The exhibition includes free-standing, wall-based, and hanging sculptures that examine concepts of materiality, utility, and display. Higgins presents a new series of interchangeable vessels which regard the aesthetics of logistics as a material unto itself. The exhibition follows from Higgins's continued practice of transforming building materials commonly used in corporate edifices into sculptures that engage the body directly. Sculptures in this exhibition are composed of materials used within mass shipping, maintenance, and organization, such as packing peanuts, corrugated sheets, MDF peg and slat board, as well as contemporary construction materials and wall-cladding components such as polystyrene, fiberglass, synthetic stucco, and spraystone.

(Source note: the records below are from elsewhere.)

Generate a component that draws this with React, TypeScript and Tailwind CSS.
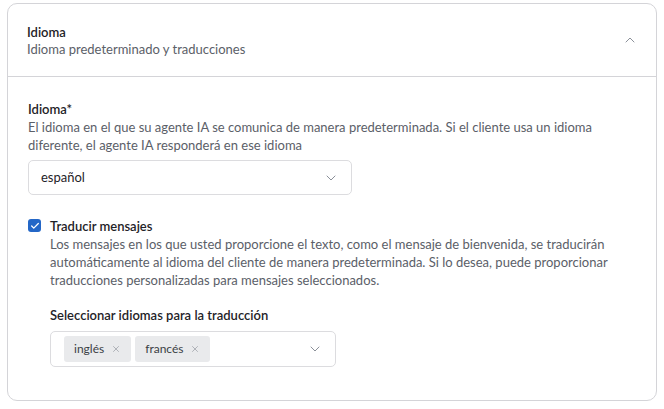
import { ChevronDown, ChevronUp, X, Check } from 'lucide-react';

const chips = ['inglés', 'francés'];

export default function App() {
  return (
    <div className="w-[664px] h-[409px] bg-white pt-[3px] px-[7px] font-['Lato',sans-serif] text-[13px]">
      <div className="h-[398px] rounded-[10px] border border-[#d4d4d8] flex flex-col">
        {/* header */}
        <div className="h-[73px] flex items-center justify-between pl-[19px] pr-[18px] border-b border-[#d4d4d8]">
          <div className="flex flex-col leading-[17px] pt-[1px]">
            <span className="font-semibold text-[#1f2328]">Idioma</span>
            <span className="text-[#5b6068]">Idioma predeterminado y traducciones</span>
          </div>
          <ChevronUp className="w-4 h-4 text-[#8b9099]" strokeWidth={1.5} />
        </div>

        {/* body */}
        <div className="pl-[20px] pt-[23px] pr-[20px] flex flex-col">
          <span className="font-semibold text-[#1f2328] leading-[18px]">Idioma*</span>
          <p className="text-[#5b6068] leading-[18px]">
            El idioma en el que su agente IA se comunica de manera predeterminada. Si el cliente usa un idioma
            <br />
            diferente, el agente IA responderá en ese idioma
          </p>
          <div className="mt-[6px] w-[324px] h-[35px] rounded-[5px] border border-[#dcdcdf] flex items-center justify-between pl-[12px] pr-[12px]">
            <span className="text-[#1f2328]">español</span>
            <ChevronDown className="w-4 h-4 text-[#8b9099]" strokeWidth={1.5} />
          </div>

          <div className="mt-[23px] flex gap-[9px]">
            <div className="mt-[1px] w-[13px] h-[13px] rounded-[3px] bg-[#2467c7] flex items-center justify-center shrink-0">
              <Check className="w-[10px] h-[10px] text-white" strokeWidth={3} />
            </div>
            <div className="flex flex-col">
              <span className="font-semibold text-[#1f2328] leading-[16px]">Traducir mensajes</span>
              <p className="text-[#5b6068] leading-[18px] mt-[1px]">
                Los mensajes en los que usted proporcione el texto, como el mensaje de bienvenida, se traducirán
                <br />
                automáticamente al idioma del cliente de manera predeterminada. Si lo desea, puede proporcionar
                <br />
                traducciones personalizadas para mensajes seleccionados.
              </p>
              <span className="mt-[17px] font-semibold text-[#1f2328] leading-[18px]">
                Seleccionar idiomas para la traducción
              </span>
              <div className="mt-[7px] w-[286px] h-[36px] rounded-[5px] border border-[#dcdcdf] flex items-center justify-between pl-[13px] pr-[12px]">
                <div className="flex gap-[4px]">
                  {chips.map(c => (
                    <div key={c} className="h-[26px] px-[10px] rounded-[3px] bg-[#e9eaec] flex items-center gap-[7px] text-[12px] text-[#3b3f45]">
                      <span>{c}</span>
                      <X className="w-[10px] h-[10px] text-[#8b9099]" strokeWidth={1.5} />
                    </div>
                  ))}
                </div>
                <ChevronDown className="w-4 h-4 text-[#8b9099]" strokeWidth={1.5} />
              </div>
            </div>
          </div>
        </div>
      </div>
    </div>
  );
}
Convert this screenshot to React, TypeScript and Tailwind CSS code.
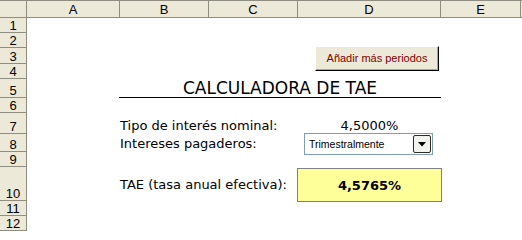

The exhibition’s sculptures conjure generic and familiar forms of planters, trashcans, pedestals, and organizers. Stacked and arranged interchangeably, the works confuse the figure/ground relationship. Pedestals become receptacles, sculptures become packaging, walls become sculptures, and the viewer is invited to determine use-value. A large bowl may serves as a seat, or an object to store unknown belongings. Hanging baskets and organizers signal display, or perhaps an unknown task to be completed. One wall within the gallery will be coated with cerastone, a false granite-like finish utilized in the construction of retail store facades. A bulb-lit work called "Sconce," and a motorized work, "Clock," also surfaced with synthetic stone, activate the space with disoriented light and movement. As Higgins has noted, "The work uses this corporate visual language and material, but confuses and refuses ideas of utility, efficiency, excess, security, containment. The work is about the abstraction and aesthetics of logistics, as a kind of absurd logistics-for-logistics-sake, logistics as a drive, logistics as a material."
In 2011 Higgins was a resident at Build-it-Green, a salvage yard in Queens, where she was given access to a wealth of discarded construction materials and began re-shaping them by hand into sculptures that retained the minimal geometric look of design components of corporate buildings, suburban malls, and parks. Working with these remnants she began re-facading these objects in the same manner retail stores, apartment buildings and condos all over her neighborhood of Brooklyn do–-slathering them with synthetic stucco. Her 2011 outdoor installation, "Don't Worry About Buildings and Food," at Socrates Sculpture Park, included many of these large outdoor sculptures--cylindrical seating, a triangular archway, and stunted columns--that provided a contemporary ruin set for communal gathering. In a more recent performance included in "Out to See" in lower Manhattan in 2014, Higgins' transformed her sculptures into conduits of social interdependency by asking different passersby to help her carry them.
Rachel Higgins (b. 1981, Laramie, WY) lives and works in Brooklyn, NY. Her works have been broadly exhibited in exhibitions and public projects, including "I Serve Art," curated by Sara Reisman, Dolly Mass Gallery, SUNY Purchase, Purchase, NY (2015), "Several Circles," curated by Marco Antonini, Elizabeth Foundation for the Arts Project Space, NYC (2014), and "Do It (Outside)" presented by Independent Curators International, and Socrates Sculpture Park, Queens, NY (2013). She is the recipient of a 2013-14 artist residency at the LMCC Workspace Program, New York, was a 2012 Artist in Residence at Real Time & Space, Oakland, CA, and received a 2011 Emerging Artist Fellowship from Socrates Sculpture Park, New York. Higgins received an MFA from Hunter College, NY, in 2010.